Summary:

Solar startup Alta Devices says its achieved a new efficiency for its solar cells developed for mobile gadget makers. In a difficult year solar companies are heads down focused on boosting the efficiency of solar cells.

Alta Devices solar cell, Courtesy of Ucilia Wang for Gigaom
photo: Courtesy of Ucilia Wang for Gigaom

In 2013, solar makers are preoccupied with boosting the efficiency of solar cells, or basically using various techniques to increase the amount of sunlight that each solar cell can convert into electricity. That’s because it’s one of the most important ways they have right now to reduce costs in a difficult year for solar manufacturers. The supply of solar cells in the market over the past year is far more than demand and some companies are selling solar cells at a loss.

It’s a particularly important trend for solar maker startups that need a premium product to sell. For example, on Monday morning, venture-backed solar startup Alta Devices announced that it’s reached 30.8 percent efficiency for solar cells that it’s marketing to mobile gadget makers. For comparison’s sake traditional silicon solar cells are closer to 20 percent efficient.

Alta Devices military 2Alta Devices says it has been working with mobile device maker customers that want to extend the battery life of gadgets using embedded Alta solar cells. The six-year-old company — which has raised $120 million from investors like Kleiner Perkins, NEA and Dow Chemical — has been planning on making a fast-charging solar iPad cover by the end of the year that could end the need to plug an iPad into the wall or laptop to charge.

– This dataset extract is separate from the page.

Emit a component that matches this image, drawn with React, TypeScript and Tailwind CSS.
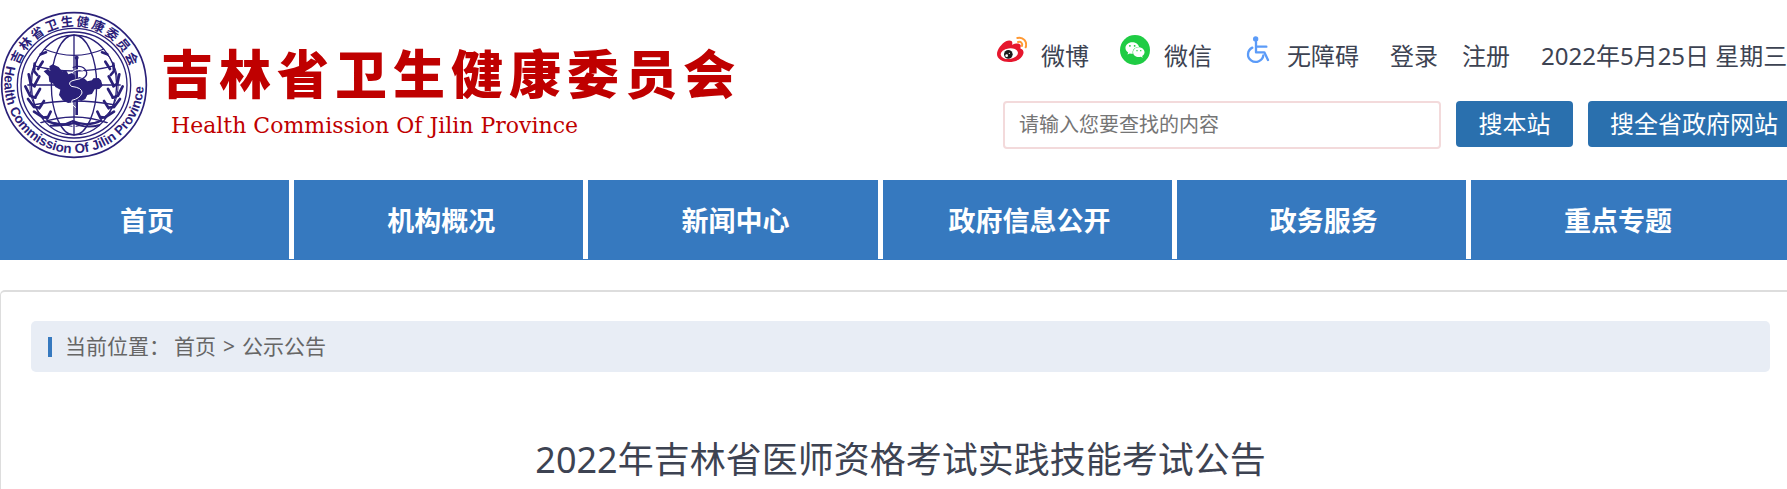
/**
 * NoticePage
 *
 * Site header (logo, account links, search), main navigation,
 * breadcrumb and the heading of a public notice.
 */

import type { ReactNode } from "react";
import { FaWeixin } from "react-icons/fa";

const NAV_ITEMS = ["首页", "机构概况", "新闻中心", "政府信息公开", "政务服务", "重点专题"];

const ORG_CHARS = "吉林省卫生健康委员会".split("");

// ---------------------------------------------------------------------------
// Drawings
// ---------------------------------------------------------------------------
function Laurel() {
  return (
    <g fill="none" stroke="#2a2079" strokeWidth="8" strokeLinecap="round">
      <path strokeWidth="3" d="M124 128C72 190 78 290 150 332L216 346" />
      <path d="M122 130L138 124M104 158L102 180L112 192M128 152L114 174" />
      <path d="M86 190L92 218L104 226M118 196L104 222M76 226L90 254L106 260" />
      <path d="M120 234L106 258M84 264L102 288L118 290M132 270L118 292" />
      <path d="M102 302L130 320L142 318M152 302L142 322" />
    </g>
  );
}

function Seal() {
  return (
    <svg
      viewBox="0 0 444 444"
      className="w-[148px] h-[148px] shrink-0"
      role="img"
      aria-label="Health Commission Of Jilin Province"
    >
      <defs>
        <path id="seal-bottom" d="M 20 164 A 209 209 0 1 0 431 222 A 209 209 0 0 0 427 178" />
        <clipPath id="seal-globe">
          <circle cx="222" cy="222" r="152" />
        </clipPath>
      </defs>
      <g fill="none" stroke="#2a2079">
        <circle cx="222" cy="222" r="217" strokeWidth="5" />
        <circle cx="222" cy="222" r="170" strokeWidth="4" />
        <circle cx="222" cy="222" r="159" strokeWidth="4" />
        {/* Globe */}
        <g strokeWidth="4" clipPath="url(#seal-globe)">
          <ellipse cx="222" cy="222" rx="128" ry="150" />
          <ellipse cx="222" cy="222" rx="68" ry="150" />
          <path d="M222 70V374M82 222H362" />
          <path d="M132 114Q222 152 312 114M100 164Q222 196 344 164" />
          <path d="M98 282Q222 258 346 282M120 336Q222 300 324 336" />
        </g>
      </g>
      <Laurel />
      <g transform="matrix(-1 0 0 1 444 0)">
        <Laurel />
      </g>
      <path
        d="M140 330Q182 350 218 330Q262 350 306 328M150 344Q196 344 222 336Q254 354 300 342"
        fill="none"
        stroke="#2a2079"
        strokeWidth="6"
      />
      {/* Province outline */}
      <path
        fill="#2a2079"
        d="M131 181L143 174L151 180L148 166L158 160L176 168L186 181L198 177L205 190L216 186L224 192L226 204L238 198L254 203L262 211L276 208L280 202L296 201L303 208L308 224L298 234L284 235L276 249L262 252L256 264L244 270L234 266L222 274L204 276L188 268L177 252L181 236L166 228L160 218L148 212L146 196Z"
      />
      {/* Staff and snake */}
      <path d="M230 138V312" stroke="#2a2079" strokeWidth="8" />
      <path
        d="M218 182Q242 168 254 184Q260 202 228 206Q198 212 214 226Q248 230 246 246Q240 262 216 268Q212 280 228 290"
        fill="none"
        stroke="#fff"
        strokeWidth="3"
      />
      <path d="M218 170Q250 158 260 184Q262 198 240 206" fill="none" stroke="#2a2079" strokeWidth="4" />
      <circle cx="230" cy="140" r="6" fill="#2a2079" />
      {/* Lettering */}
      {ORG_CHARS.map((char, i) => (
        <text
          key={char}
          x="222"
          y="45"
          textAnchor="middle"
          fill="#2a2079"
          transform={`rotate(${-64 + i * 14.4} 222 222)`}
          className="font-['Noto_Sans_CJK_SC',sans-serif] text-[38px] font-bold"
        >
          {char}
        </text>
      ))}
      <text fill="#2a2079" className="font-['Liberation_Sans',sans-serif] text-[40px] font-bold">
        <textPath href="#seal-bottom">Health Commission Of Jilin Province</textPath>
      </text>
    </svg>
  );
}

function WeiboIcon() {
  return (
    <svg viewBox="51 45 90 90" className="w-[30px] h-[30px] shrink-0" aria-hidden="true">
      <path
        fill="#e6162d"
        d="M78 64C86 60 97 61 97 68C97 72 96 74 98 74C106 70 120 69 122 76C123 80 120 84 122 86C129 88 132 94 130 101C126 117 107 126 87 126C66 126 51 116 51 102C51 89 65 71 78 64Z"
      />
      <ellipse cx="88" cy="101" rx="26" ry="16" fill="#fff" transform="rotate(-8 88 101)" />
      <circle cx="85" cy="103" r="13" fill="#1a1a1a" />
      <circle cx="80" cy="107" r="4" fill="#fff" />
      <circle cx="88" cy="100" r="2" fill="#fff" />
      <g fill="none" stroke="#ff9933" strokeWidth="6" strokeLinecap="round">
        <path d="M112 54C129 49 143 65 137 82" />
        <path d="M114 66C122 63 129 70 126 78" />
      </g>
    </svg>
  );
}

function WechatIcon() {
  return (
    <span className="flex w-[30px] h-[30px] shrink-0 items-center justify-center rounded-full bg-[#1fcc44] text-white">
      <FaWeixin size={20} aria-hidden="true" />
    </span>
  );
}

function AccessIcon() {
  return (
    <svg viewBox="788 45 90 90" className="w-[30px] h-[30px] shrink-0" aria-hidden="true">
      <circle cx="826" cy="57" r="8" fill="#5b9bf8" />
      <g fill="none" stroke="#5b9bf8" strokeWidth="7" strokeLinejoin="round" strokeLinecap="round">
        <path d="M827 66V97H852L863 120" />
        <path d="M829 80H858" />
        <path d="M816 83C800 91 799 112 812 121C827 132 847 122 849 106" />
      </g>
    </svg>
  );
}

// ---------------------------------------------------------------------------
// Header
// ---------------------------------------------------------------------------
function IconLink({ icon, label }: { icon: ReactNode; label: string }) {
  return (
    <a href="#" className="flex items-start gap-3.5">
      {icon}
      <span className="pt-1.5">{label}</span>
    </a>
  );
}

function Header() {
  return (
    <header className="flex justify-between">
      <a href="#" className="flex items-start pt-[11px] pb-[21px] text-[#bf0000]">
        <Seal />
        <span className="pt-[31px] pl-[13px] whitespace-nowrap">
          <span className="flex gap-1.5 text-[52px] leading-[64px] font-black">
            {ORG_CHARS.map((char) => (
              <span key={char}>{char}</span>
            ))}
          </span>
          <span className="block pl-2.5 font-['DejaVu_Serif',serif] text-[22px] leading-[40px]">
            Health Commission Of Jilin Province
          </span>
        </span>
      </a>

      <div className="-mr-[13px] shrink-0 pt-[35px] text-[24px] leading-[30px] whitespace-nowrap">
        <div className="flex items-start">
          <div className="flex gap-[31px]">
            <IconLink icon={<WeiboIcon />} label="微博" />
            <IconLink icon={<WechatIcon />} label="微信" />
            <IconLink icon={<AccessIcon />} label="无障碍" />
          </div>
          <a href="#" className="pt-1.5 pl-[31px]">登录</a>
          <a href="#" className="pt-1.5 pl-6">注册</a>
          <span className="pt-1.5 pl-[31px]">2022年5月25日 星期三</span>
        </div>

        <form className="flex items-start gap-[15px] pt-[30px] pl-1.5" onSubmit={(e) => e.preventDefault()}>
          <input
            type="text"
            aria-label="搜索"
            placeholder="请输入您要查找的内容"
            className="h-12 w-[438px] rounded border-2 border-[#f3dadb] px-3.5 pb-0.5 text-[20px] placeholder:text-[#757575]"
          />
          <button type="submit" className="h-[46px] w-[117px] rounded bg-[#2a70ae] text-white">
            搜本站
          </button>
          <button type="button" className="h-[46px] rounded bg-[#2a70ae] px-[22px] text-white">
            搜全省政府网站
          </button>
        </form>
      </div>
    </header>
  );
}

export default function App() {
  return (
    <div className="overflow-hidden bg-white font-['Noto_Sans','Noto_Sans_CJK_SC',sans-serif] text-[#3d4352]">
      <Header />

      {/* Main navigation */}
      <nav className="bg-[#3679bf] pb-px">
        <ul className="flex pr-[22px]">
          {NAV_ITEMS.map((item) => (
            <li key={item} className="flex-1 border-r-[5px] border-white pl-[5px] last:border-transparent">
              <a href="#" className="block pt-[21px] pb-[19px] text-center text-[27px] leading-[39px] font-bold text-white">
                {item}
              </a>
            </li>
          ))}
        </ul>
      </nav>

      {/* Article */}
      <main className="mt-[30px] -mr-3.5 rounded-t-[5px] border border-t-2 border-b-0 border-[#ddd] px-[30px] pt-[29px]">
        <div className="flex h-[51px] items-center rounded-[5px] bg-[#e8edf5] pl-[17px] text-[21px] text-[#666]">
          <span className="mr-[13px] h-5 w-1 bg-[#3679bf]" />
          <span>当前位置：</span>
          <a href="#" className="ml-1">首页</a>
          <span className="mx-[7px]">&gt;</span>
          <a href="#">公示公告</a>
        </div>
        <h1 className="pt-[59px] text-center text-[36px] leading-[58px]">
          2022年吉林省医师资格考试实践技能考试公告
        </h1>
      </main>
    </div>
  );
}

Alta Devices says the 30.8 percent is a world record for its dual junction solar cell made from the materials gallium-arsenide, and previously the company was saying its cells were 28 percent efficient. Check out this article for more details on Alta Device’s solar cell technology and a tour of its pilot factory. Alta says it has been shooting for an eventual efficiency of 38 percent for its cells.

Remember this type of efficiency demonstrates what a company might be able to achieve. But whether a company will ever do so will depend on factors such as how much does it scale up its manufacturing, how much money is it able to raise and how efficiently it is operating factory equipment.

Alta’s solar cells are more expensive than traditional silicon cells, but the company is hoping that niche markets like gadget makers will be willing to pay a premium for the next-gen cells. Alta is also developing solar cells for military applications, which can enable troops and their devices to charge up off-the-grid in combat less frequently.

Startups aren’t the only ones that are focused heavily on solar cell efficiency. First Solar last week announced a world record of 18.7 percent for cells made from the material cadmium-telluride. That’s up from the 17.3 percent cell it touted in July 2011.

SunPower has long touted highly efficient solar cells. And suppliers like DuPont sell materials that big solar companies can use to boost the efficiency of their cells.